Con esto […] también crea “rompe-fuegos ecológicos” que pueden ayudar a evitar
el “escape” de patógenos de sus hábitats.
Esta transformación tecnológica demanda
plantear el cambio social necesario para hacerla viable. La agroecología, en
este sentido, es también una ecología política, en cuanto requiere restaurar
las capacidades de producción de los pequeños agricultores,” promoviendo “un
aumento en los rendimientos agrícolas tradicionales y la mejora de la
agrobiodiversidad con efectos positivos sobre la seguridad alimentaria y la
integridad ambiental.” Y esto es tanto como decir que requiere crear sociedades
en las que los pequeños productores y las comunidades indígenas sean
efectivamente actores políticos por derecho propio.

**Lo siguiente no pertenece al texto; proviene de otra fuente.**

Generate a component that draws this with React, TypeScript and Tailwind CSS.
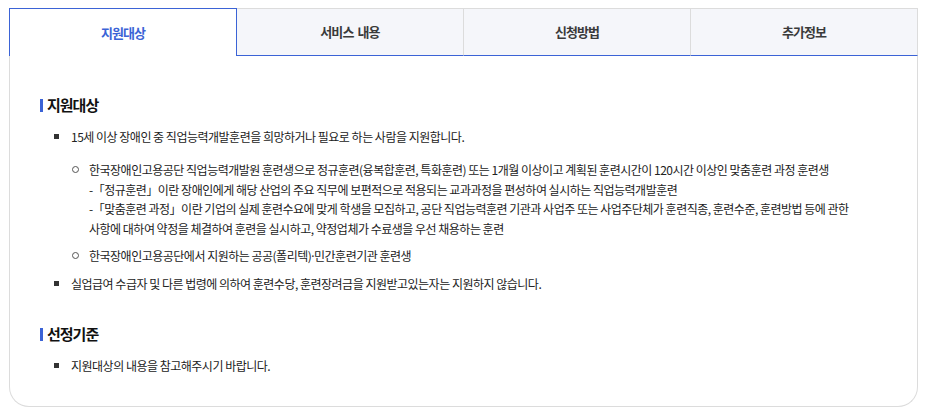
const tabs = ['지원대상', '서비스 내용', '신청방법', '추가정보'];

function Square() {
  return (
    <span className="flex h-[19.5px] w-[5px] shrink-0 items-center">
      <span className="block h-[5px] w-[5px] bg-[#333]"></span>
    </span>
  );
}

function Circle() {
  return (
    <span className="flex h-[19.5px] w-[7px] shrink-0 items-center">
      <span className="block h-[7px] w-[7px] rounded-full border border-[#555]"></span>
    </span>
  );
}

function Heading({ children, className = '' }: { children: React.ReactNode; className?: string }) {
  return (
    <h3 className={`flex items-center gap-[4px] text-[15px] leading-[20px] font-bold tracking-[-1px] text-[#111] ${className}`}>
      <span className="block h-[13px] w-[3px] bg-[#3b63d6]"></span>
      {children}
    </h3>
  );
}

export default function App() {
  return (
    <div
      className="bg-white pt-[8px] pr-[10px] pl-[9px] pb-[11px]"
      style={{ fontFamily: '"Noto Sans CJK KR", "Noto Sans", sans-serif' }}
    >
      {/* Tabs */}
      <div className="flex h-[48px]">
        {tabs.map((tab, i) =>
          i === 0 ? (
            <div
              key={tab}
              className="flex flex-1 items-center justify-center border-x border-t border-[#3b63d6] bg-white text-[13px] font-bold tracking-[-0.9px] [word-spacing:2px] text-[#3b63d6]"
            >
              {tab}
            </div>
          ) : (
            <div
              key={tab}
              className="flex flex-1 items-center justify-center border-t border-r border-b border-t-[#dcdcdc] border-r-[#dcdcdc] border-b-[#3b63d6] bg-[#f5f6fa] text-[13px] font-bold tracking-[-0.9px] [word-spacing:2px] text-[#3a3a3a]"
            >
              {tab}
            </div>
          )
        )}
      </div>

      {/* Body */}
      <div className="rounded-b-[20px] border-x border-b border-[#dcdcdc] pt-[39px] pr-[30px] pb-[30px] pl-[30px] text-[12px] leading-[19.5px] tracking-[-0.5px] text-[#222]">
        <Heading>지원대상</Heading>
        <ul className="mt-[12px] ml-[14px] flex flex-col gap-[7.5px]">
          <li className="flex gap-[12px]">
            <Square />
            <div>
              <p>15세 이상 장애인 중 직업능력개발훈련을 희망하거나 필요로 하는 사람을 지원합니다.</p>
              <ul className="mt-[13.5px] ml-[1px] flex flex-col gap-[7.5px]">
                <li className="flex gap-[10px]">
                  <Circle />
                  <p>
                    한국장애인고용공단 직업능력개발원 훈련생으로 정규훈련(융복합훈련, 특화훈련) 또는 1개월 이상이고 계획된 훈련시간이 120시간 이상인 맞춤훈련 과정 훈련생
                    <br />
                    -「정규훈련」이란 장애인에게 해당 산업의 주요 직무에 보편적으로 적용되는 교과과정을 편성하여 실시하는 직업능력개발훈련
                    <br />
                    -「맞춤훈련 과정」이란 기업의 실제 훈련수요에 맞게 학생을 모집하고, 공단 직업능력훈련 기관과 사업주 또는 사업주단체가 훈련직종, 훈련수준, 훈련방법 등에 관한
                    <br />
                    사항에 대하여 약정을 체결하여 훈련을 실시하고, 약정업체가 수료생을 우선 채용하는 훈련
                  </p>
                </li>
                <li className="flex gap-[10px]">
                  <Circle />
                  <p>
                    한국장애인고용공단에서 지원하는 공공(폴리텍)
                    <span style={{ fontFamily: '"Noto Sans", sans-serif' }}>·</span>
                    민간훈련기관 훈련생
                  </p>
                </li>
              </ul>
            </div>
          </li>
          <li className="flex gap-[12px]">
            <Square />
            <p>실업급여 수급자 및 다른 법령에 의하여 훈련수당, 훈련장려금을 지원받고있는자는 지원하지 않습니다.</p>
          </li>
        </ul>

        <Heading className="mt-[31px]">선정기준</Heading>
        <ul className="mt-[12px] ml-[14px] flex flex-col gap-[7.5px]">
          <li className="flex gap-[12px]">
            <Square />
            <p>지원대상의 내용을 참고해주시기 바랍니다.</p>
          </li>
        </ul>
      </div>
    </div>
  );
}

Aquí se trata ante todo de establecer un
equilibrio nuevo y más sano en la organización de la producción de alimentos.
Hoy, los pequeños agricultores manejan solo el 30% de la tierra cultivable
mundial, pero producen “entre el 50% y el 70% de los alimentos que se consumen
en la mayoría de los países.” En estas circunstancias, la agroecología permitiría
“producir localmente gran parte de los alimentos necesarios para las
comunidades rurales y urbanas, particularmente en un mundo amenazado por el
cambio climático y otros disturbios, como las pandemias.”
Todo esto confirma una verdad elemental: si
deseamos una relación distinta con nuestro entorno natural, tendremos que crear
sociedades que organicen de manera diferente sus relaciones con ese entorno. Y
requiere plantear de manera nueva el papel de los pequeños productores
agropecuarios en la definición de nuestras políticas y estrategias de relación
con la naturaleza, y en la creación de las formas de organización productiva
que esa relación demande.
En esto, no somos nuevos. Ya nos había
advertido Martí que ser bueno “es el único modo de ser dichoso”, y ser culto
“el único modo de ser libre”, para advertirnos enseguida que. “en lo común de
la naturaleza humana, se necesita ser próspero para ser bueno.” Y a eso agrega
enseguida que “el único camino abierto a la prosperidad constante y fácil es el
de conocer, cultivar y aprovechar los elementos inagotables e infatigables de
la naturaleza.”
La crisis de la gestión neoliberal de la
globalización, que destruye en un mismo proceso las condiciones sociales,
naturales y territoriales de producción en aras de la acumulación incesante de
ganancias, nos permite ver con mayor claridad el importante papel que ha de
desempeñar la agroecología (política) en el futuro de nuestra especie, donde la
prosperidad será ante todo el principal soporte de la solidaridad. En este
terreno, ya vamos sabiendo en qué dirección caminar.